A survey carried out for Calderdale council reveals that parents at 26 of the 83 schools would have no vote, including half Halifax's Asian primary school parents and two-thirds of those from schools that serve The Ridings comprehensive, the former failing school.

By contrast, parents from two private schools and two schools outside the area would have a say. David Helliwell, a businessman and former Labour councillor who carried out the survey, examined how many children had been admitted to the two grammar schools from each primary school in the past three years.

"This is not about education, it is about democracy and a drift to a new fascism," he said. "I am a Labour Party member but the Government is disenfranchising the very people it is supposed to represent. Asians and poor whites are left out while middle-class dissenters from state education along with parents from pushy schools elsewhere are included."

He pointed out that as many as one-fifth of children at the disqualified schools were taking the entrance test for the grammar schools though few were successful. In its submission to the Government, Cumbria County Council argues that parents in the smallest primary schools will be disenfranchised because they have only two or three pupils in each year group. "This is illogical," it says.
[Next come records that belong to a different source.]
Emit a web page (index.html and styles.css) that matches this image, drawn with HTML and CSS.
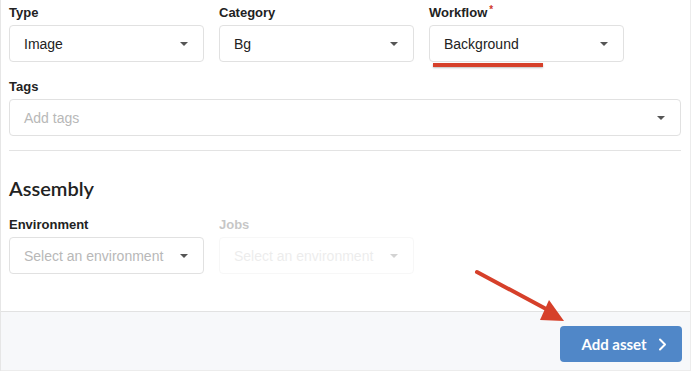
FILE: index.html
```html
<!DOCTYPE html>
<html lang="en">
<head>
    <meta charset="UTF-8">
    <meta name="viewport" content="width=device-width, initial-scale=1.0">
    <title>New asset</title>
    <link rel="stylesheet" href="styles.css">
</head>
<body>
    <div class="modal">
        <div class="content">
            <div class="row">
                <div class="field">
                    <label class="label">Type</label>
                    <div class="select">
                        <span class="value">Image</span>
                        <span class="caret"></span>
                    </div>
                </div>
                <div class="field">
                    <label class="label">Category</label>
                    <div class="select">
                        <span class="value">Bg</span>
                        <span class="caret"></span>
                    </div>
                </div>
                <div class="field workflow">
                    <label class="label">Workflow<span class="required">*</span></label>
                    <div class="select">
                        <span class="value">Background</span>
                        <span class="caret"></span>
                    </div>
                    <!-- annotation -->
                    <div class="underline"></div>
                </div>
            </div>

            <div class="field tags">
                <label class="label">Tags</label>
                <div class="select wide">
                    <span class="placeholder">Add tags</span>
                    <span class="caret"></span>
                </div>
            </div>

            <hr class="divider">

            <h2 class="section-title">Assembly</h2>

            <div class="row">
                <div class="field">
                    <label class="label">Environment</label>
                    <div class="select">
                        <span class="placeholder">Select an environment</span>
                        <span class="caret"></span>
                    </div>
                </div>
                <div class="field disabled">
                    <label class="label">Jobs</label>
                    <div class="select">
                        <span class="placeholder">Select an environment</span>
                        <span class="caret"></span>
                    </div>
                </div>
            </div>
        </div>

        <div class="footer">
            <button class="primary">Add asset
                <svg width="9" height="13" viewBox="0 0 9 13"><path d="M2 1.5 L7 6.5 L2 11.5" fill="none" stroke="#fff" stroke-width="2" stroke-linecap="round" stroke-linejoin="round"/></svg>
            </button>
        </div>

        <!-- annotation arrow -->
        <svg class="arrow" width="691" height="371" viewBox="0 0 691 371">
            <line x1="477" y1="272" x2="548" y2="310" stroke="#d6402a" stroke-width="4" stroke-linecap="round"/>
            <polygon points="549,300 540,320 564,321" fill="#d6402a"/>
        </svg>
    </div>
</body>
</html>
```

FILE: styles.css
```css
body {
    margin: 0;
    padding: 0;
    background: #fff;
    font-family: "Liberation Sans", Arial, sans-serif;
    color: #222;
}

.modal {
    position: relative;
    height: 371px;
    box-sizing: border-box;
    border-left: 1px solid #e6e6e6;
    border-right: 1px solid #ececec;
    display: flex;
    flex-direction: column;
}

.content {
    padding: 5px 9px 0 8px;
    flex: 1;
}

.row {
    display: flex;
    gap: 15px;
}

.field {
    position: relative;
    width: 195px;
}

.label {
    display: block;
    font-size: 13px;
    font-weight: bold;
    line-height: 16px;
    margin-bottom: 4px;
    color: #222;
}

.required {
    color: #d0392b;
    font-size: 10px;
    vertical-align: top;
    margin-left: 2px;
    position: relative;
    top: -3px;
}

.select {
    height: 37px;
    box-sizing: border-box;
    border: 1px solid #e1e1e1;
    border-radius: 4px;
    padding: 0 14px;
    display: flex;
    align-items: center;
    justify-content: space-between;
    font-size: 14px;
    background: #fff;
}

.value {
    color: #222;
}

.placeholder {
    color: #b8b8b8;
}

.caret {
    width: 0;
    height: 0;
    border-left: 4px solid transparent;
    border-right: 4px solid transparent;
    border-top: 4px solid #555;
    margin-right: 1px;
}

.tags {
    width: auto;
    margin-top: 17px;
}

.divider {
    border: none;
    border-top: 1px solid #e3e3e3;
    margin: 14px 0 0 0;
}

.section-title {
    font-family: Lato, "Liberation Sans", sans-serif;
    font-size: 20px;
    font-weight: 600;
    line-height: 24px;
    margin: 25px 0 17px 0;
    color: #222;
}

.disabled {
    opacity: 0.25;
}

.footer {
    border-top: 1px solid #e2e2e2;
    border-bottom: 1px solid #ececec;
    background: #f7f8fa;
    height: 60px;
    box-sizing: border-box;
    padding: 14px 8px 0 0;
    display: flex;
    justify-content: flex-end;
    align-items: flex-start;
}

.primary {
    background: #5087c8;
    color: #fff;
    border: none;
    border-radius: 4px;
    height: 36px;
    width: 122px;
    padding: 0 0 0 6px;
    font-family: Lato, "Liberation Sans", sans-serif;
    font-size: 15px;
    font-weight: bold;
    display: flex;
    align-items: center;
    justify-content: center;
    gap: 11px;
    cursor: pointer;
}

.underline {
    position: absolute;
    left: 4px;
    top: 58px;
    width: 110px;
    height: 4px;
    background: #d6402a;
    box-shadow: 0 1px 2px rgba(0, 0, 0, 0.25);
}

.arrow {
    position: absolute;
    left: -1px;
    top: 0;
    pointer-events: none;
}
```
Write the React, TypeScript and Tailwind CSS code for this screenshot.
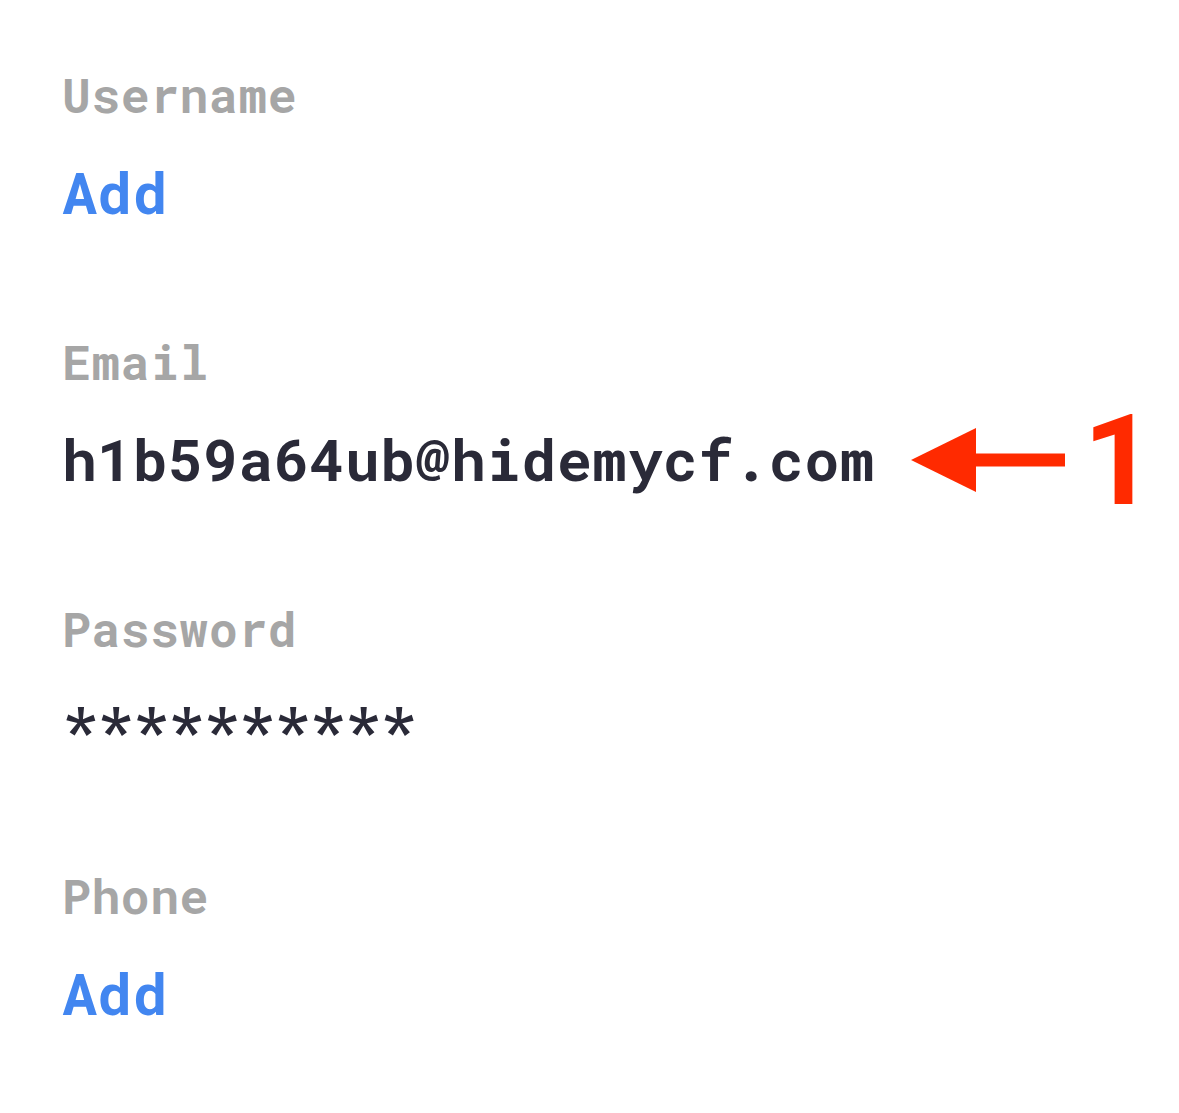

David Williams, the council's deputy director of education, said: "The grammar school in Penrith has the largest catchment area in England. Five or six of the 20 primary schools it serves have only 20 or 30 pupils. They are clearly feeder schools but it is quite possible their parents won't have a vote."

A spokeswoman for the Department for Education said there was no question of the rules being designed to help either supporters or opponents of grammar schools.

"There are strong views on both sides," she said. "We had to reach a conclusion which we felt was the most workable, consistent and fair. We are trying to give parents choices where this is at all possible."

Baroness Blatch, the Conservatives' education spokeswoman in the Lords, said she feared that all grammar schools were in danger.

"There is absolutely no logic in the voting arrangements," she said. "Parents of children in grammar schools should have a vote as well as those in feeder schools."